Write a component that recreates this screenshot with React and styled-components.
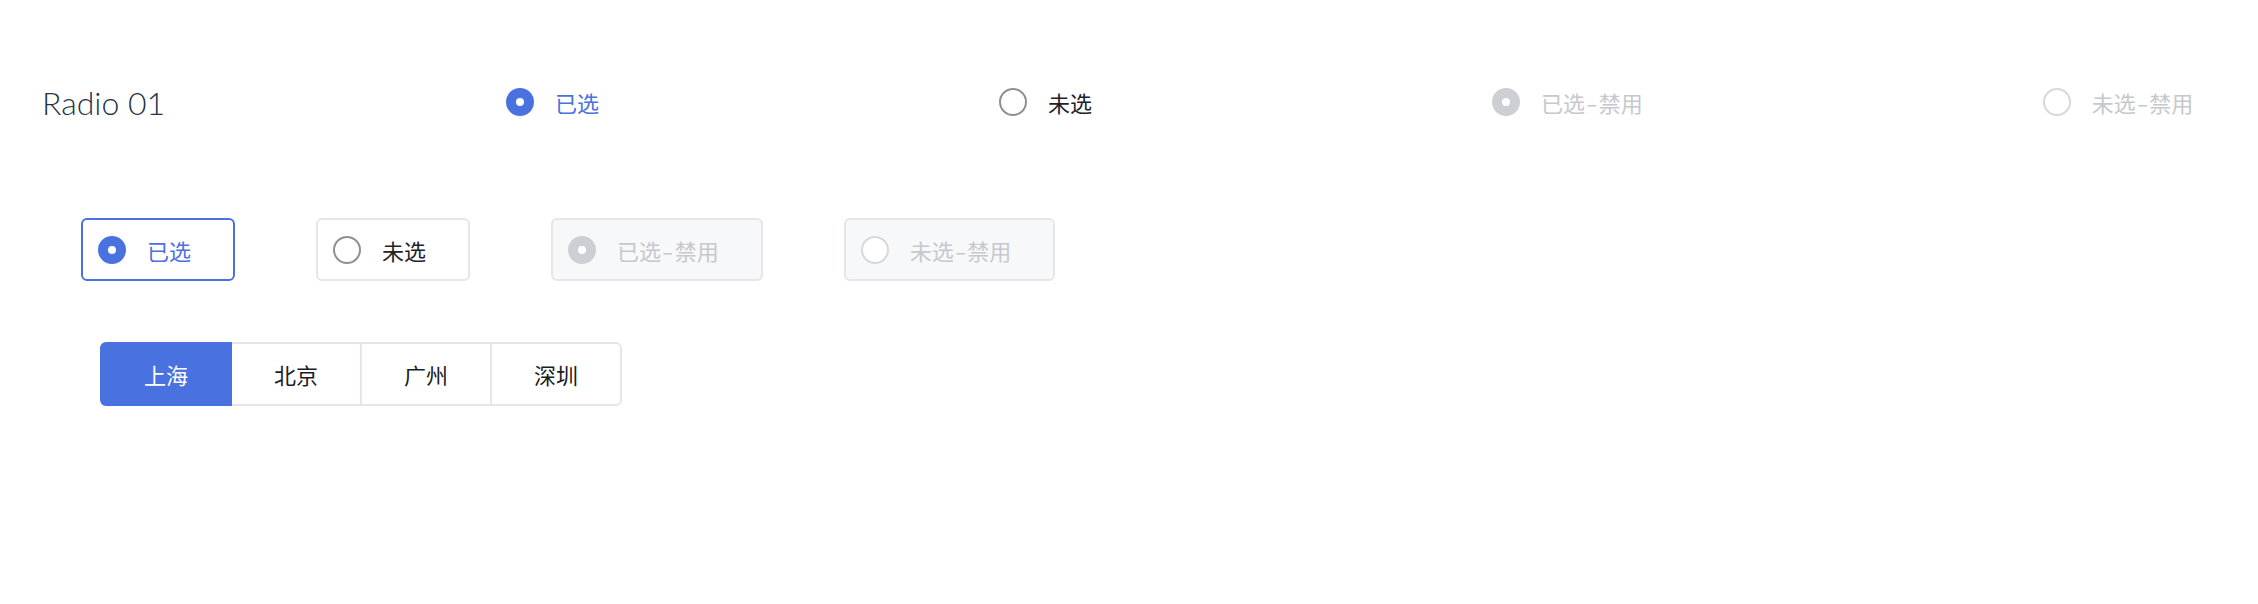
import { useState } from 'react';
import styled, { createGlobalStyle, css } from 'styled-components';

const BLUE = '#4a71e0';

const GlobalStyle = createGlobalStyle`
  body {
    margin: 0;
    background: #ffffff;
    font-family: Lato, "Noto Sans CJK SC", sans-serif;
  }
`;

const Page = styled.div`
  display: flex;
  flex-direction: column;
  align-items: flex-start;
  padding: 72px 0 0 42px;
`;

const Header = styled.div`
  display: flex;
  align-items: center;
  height: 60px;
`;

const Title = styled.h1`
  width: 464px;
  margin: 0;
  font-family: Lato, sans-serif;
  font-weight: 300;
  font-size: 32px;
  color: #24334a;
`;

const States = styled.div`
  display: flex;
  align-items: center;
  gap: 400px;
`;

const Option = styled.label`
  display: flex;
  align-items: center;
  gap: 21px;
  font-size: 22px;
  font-family: "Noto Sans CJK SC", sans-serif;
  color: ${({ $checked, $disabled }) => ($disabled ? '#c6c8cd' : $checked ? BLUE : '#1f2329')};
  cursor: ${({ $disabled }) => ($disabled ? 'not-allowed' : 'pointer')};
`;

// the hyphen in the reference font is wider than Noto's
const Sep = styled.span`
  display: inline-block;
  margin: 0 3px;
  transform: scaleX(1.5);
`;

const Dot = styled.span`
  box-sizing: border-box;
  flex: none;
  width: 28px;
  height: 28px;
  border-radius: 50%;
  background: #fff;
  border: 2px solid ${({ $disabled }) => ($disabled ? '#d6d8dc' : '#8e9096')};

  ${({ $checked, $disabled }) =>
    $checked &&
    css`
      border: 10px solid ${$disabled ? '#cdcfd4' : BLUE};
    `}
`;

const BoxGroup = styled.div`
  display: flex;
  gap: 81px;
  margin: 86px 0 0 39px;
`;

const BoxOption = styled(Option)`
  box-sizing: border-box;
  height: 63px;
  padding: 0 42px 0 15px;
  border-radius: 6px;
  border: 2px solid ${({ $checked, $disabled }) => ($checked && !$disabled ? BLUE : '#e4e6eb')};
  background: ${({ $disabled }) => ($disabled ? '#f7f8fa' : '#fff')};
`;

const Segmented = styled.div`
  display: flex;
  margin: 61px 0 0 58px;
`;

const Segment = styled.button`
  box-sizing: border-box;
  width: 132px;
  height: 64px;
  margin-left: -2px;
  padding: 0;
  border: 2px solid ${({ $active }) => ($active ? BLUE : '#e4e6eb')};
  background: ${({ $active }) => ($active ? BLUE : '#fff')};
  color: ${({ $active }) => ($active ? '#fff' : '#1a1d23')};
  font-family: "Noto Sans CJK SC", sans-serif;
  font-size: 22px;
  cursor: pointer;
  position: relative;
  z-index: ${({ $active }) => ($active ? 1 : 0)};

  &:first-child {
    margin-left: 0;
    border-radius: 6px 0 0 6px;
  }

  &:last-child {
    border-radius: 0 6px 6px 0;
  }
`;

const states = [
  { label: '已选', checked: true, disabled: false },
  { label: '未选', checked: false, disabled: false },
  { label: '已选-禁用', checked: true, disabled: true },
  { label: '未选-禁用', checked: false, disabled: true },
];

const cities = ['上海', '北京', '广州', '深圳'];

const Label = ({ text }) => {
  const [main, rest] = text.split('-');
  return (
    <span>
      {main}
      {rest && (
        <>
          <Sep>-</Sep>
          {rest}
        </>
      )}
    </span>
  );
};

export default function App() {
  const [city, setCity] = useState('上海');

  return (
    <>
      <GlobalStyle />
      <Page>
        <Header>
          <Title>Radio 01</Title>
          <States>
            {states.map(({ label, checked, disabled }) => (
              <Option key={label} $checked={checked} $disabled={disabled}>
                <Dot $checked={checked} $disabled={disabled} />
                <Label text={label} />
              </Option>
            ))}
          </States>
        </Header>

        <BoxGroup>
          {states.map(({ label, checked, disabled }) => (
            <BoxOption key={label} $checked={checked} $disabled={disabled}>
              <Dot $checked={checked} $disabled={disabled} />
              <Label text={label} />
            </BoxOption>
          ))}
        </BoxGroup>

        <Segmented>
          {cities.map(name => (
            <Segment key={name} $active={city === name} onClick={() => setCity(name)}>
              {name}
            </Segment>
          ))}
        </Segmented>
      </Page>
    </>
  );
}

**WORK TO DO**.
Take the listing above and restate it word for word, without its pictures.

**FULL OUTPUT**.
Write a component that recreates this screenshot with React and styled-components.
import { useState } from 'react';
import styled, { createGlobalStyle, css } from 'styled-components';

const BLUE = '#4a71e0';

const GlobalStyle = createGlobalStyle`
  body {
    margin: 0;
    background: #ffffff;
    font-family: Lato, "Noto Sans CJK SC", sans-serif;
  }
`;

const Page = styled.div`
  display: flex;
  flex-direction: column;
  align-items: flex-start;
  padding: 72px 0 0 42px;
`;

const Header = styled.div`
  display: flex;
  align-items: center;
  height: 60px;
`;

const Title = styled.h1`
  width: 464px;
  margin: 0;
  font-family: Lato, sans-serif;
  font-weight: 300;
  font-size: 32px;
  color: #24334a;
`;

const States = styled.div`
  display: flex;
  align-items: center;
  gap: 400px;
`;

const Option = styled.label`
  display: flex;
  align-items: center;
  gap: 21px;
  font-size: 22px;
  font-family: "Noto Sans CJK SC", sans-serif;
  color: ${({ $checked, $disabled }) => ($disabled ? '#c6c8cd' : $checked ? BLUE : '#1f2329')};
  cursor: ${({ $disabled }) => ($disabled ? 'not-allowed' : 'pointer')};
`;

// the hyphen in the reference font is wider than Noto's
const Sep = styled.span`
  display: inline-block;
  margin: 0 3px;
  transform: scaleX(1.5);
`;

const Dot = styled.span`
  box-sizing: border-box;
  flex: none;
  width: 28px;
  height: 28px;
  border-radius: 50%;
  background: #fff;
  border: 2px solid ${({ $disabled }) => ($disabled ? '#d6d8dc' : '#8e9096')};

  ${({ $checked, $disabled }) =>
    $checked &&
    css`
      border: 10px solid ${$disabled ? '#cdcfd4' : BLUE};
    `}
`;

const BoxGroup = styled.div`
  display: flex;
  gap: 81px;
  margin: 86px 0 0 39px;
`;

const BoxOption = styled(Option)`
  box-sizing: border-box;
  height: 63px;
  padding: 0 42px 0 15px;
  border-radius: 6px;
  border: 2px solid ${({ $checked, $disabled }) => ($checked && !$disabled ? BLUE : '#e4e6eb')};
  background: ${({ $disabled }) => ($disabled ? '#f7f8fa' : '#fff')};
`;

const Segmented = styled.div`
  display: flex;
  margin: 61px 0 0 58px;
`;

const Segment = styled.button`
  box-sizing: border-box;
  width: 132px;
  height: 64px;
  margin-left: -2px;
  padding: 0;
  border: 2px solid ${({ $active }) => ($active ? BLUE : '#e4e6eb')};
  background: ${({ $active }) => ($active ? BLUE : '#fff')};
  color: ${({ $active }) => ($active ? '#fff' : '#1a1d23')};
  font-family: "Noto Sans CJK SC", sans-serif;
  font-size: 22px;
  cursor: pointer;
  position: relative;
  z-index: ${({ $active }) => ($active ? 1 : 0)};

  &:first-child {
    margin-left: 0;
    border-radius: 6px 0 0 6px;
  }

  &:last-child {
    border-radius: 0 6px 6px 0;
  }
`;

const states = [
  { label: '已选', checked: true, disabled: false },
  { label: '未选', checked: false, disabled: false },
  { label: '已选-禁用', checked: true, disabled: true },
  { label: '未选-禁用', checked: false, disabled: true },
];

const cities = ['上海', '北京', '广州', '深圳'];

const Label = ({ text }) => {
  const [main, rest] = text.split('-');
  return (
    <span>
      {main}
      {rest && (
        <>
          <Sep>-</Sep>
          {rest}
        </>
      )}
    </span>
  );
};

export default function App() {
  const [city, setCity] = useState('上海');

  return (
    <>
      <GlobalStyle />
      <Page>
        <Header>
          <Title>Radio 01</Title>
          <States>
            {states.map(({ label, checked, disabled }) => (
              <Option key={label} $checked={checked} $disabled={disabled}>
                <Dot $checked={checked} $disabled={disabled} />
                <Label text={label} />
              </Option>
            ))}
          </States>
        </Header>

        <BoxGroup>
          {states.map(({ label, checked, disabled }) => (
            <BoxOption key={label} $checked={checked} $disabled={disabled}>
              <Dot $checked={checked} $disabled={disabled} />
              <Label text={label} />
            </BoxOption>
          ))}
        </BoxGroup>

        <Segmented>
          {cities.map(name => (
            <Segment key={name} $active={city === name} onClick={() => setCity(name)}>
              {name}
            </Segment>
          ))}
        </Segmented>
      </Page>
    </>
  );
}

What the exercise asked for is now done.